The moving-cluster method is a method of determining the distance to a group of stars that are moving at the same velocity and are sufficiently close to us that their proper motion can be determined. Open clusters are so-grouped and generally moving as a group, so this applies to them if they are not too distant.
The method consists of determining a convergent point, a point in the celestial sphere to or from which the stars appear to be moving. If they are moving away from that point, the method works on the assumption that they are moving in a direction parallel to our line of sight toward that point. This is analogous to the fact that the direction at which we see the apparent meeting point of the rails of a straight railroad track is virtually parallel to the direction of the rails. Given this determination of their direction of motion, the ratio of the transverse velocity and radial velocity can be worked out, the radial velocity can be measured by Doppler shift, and the transverse velocity can be deduced. By knowing this actual transverse velocity and the measured proper motion, the distance can be determined.

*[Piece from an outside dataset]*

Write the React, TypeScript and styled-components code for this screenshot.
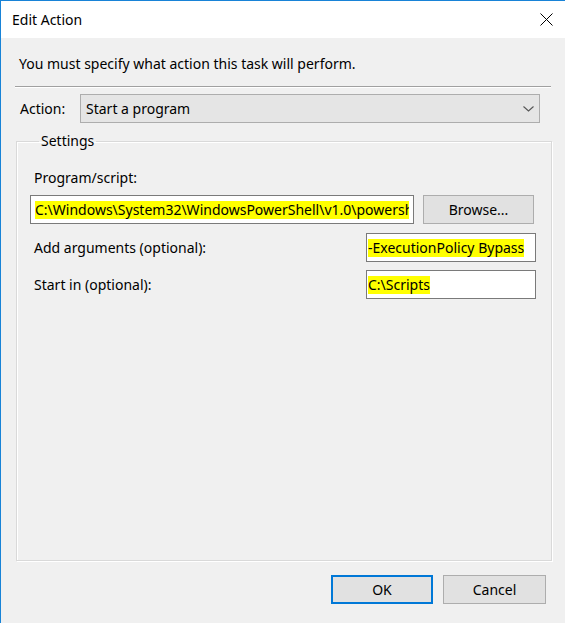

I've seen the phrase convergent point method described as synonymous, but one source calls them "closely related". I've also seen reference to convergent point method as a means to determine which stars are in a cluster; basically, their velocity appears similar and they do have such a convergent point.
The moving cluster method's accuracy is improved by probability analysis of measurements of numerous stars in the cluster, in light of random measurement errors and of the stars' individual peculiar velocities. The method lost favor as other distance-determination methods improved, such as with the modern precise astrometry of Hipparcos. However, it has more recently sparked interest because the improvement in astrometry also improves this method's results.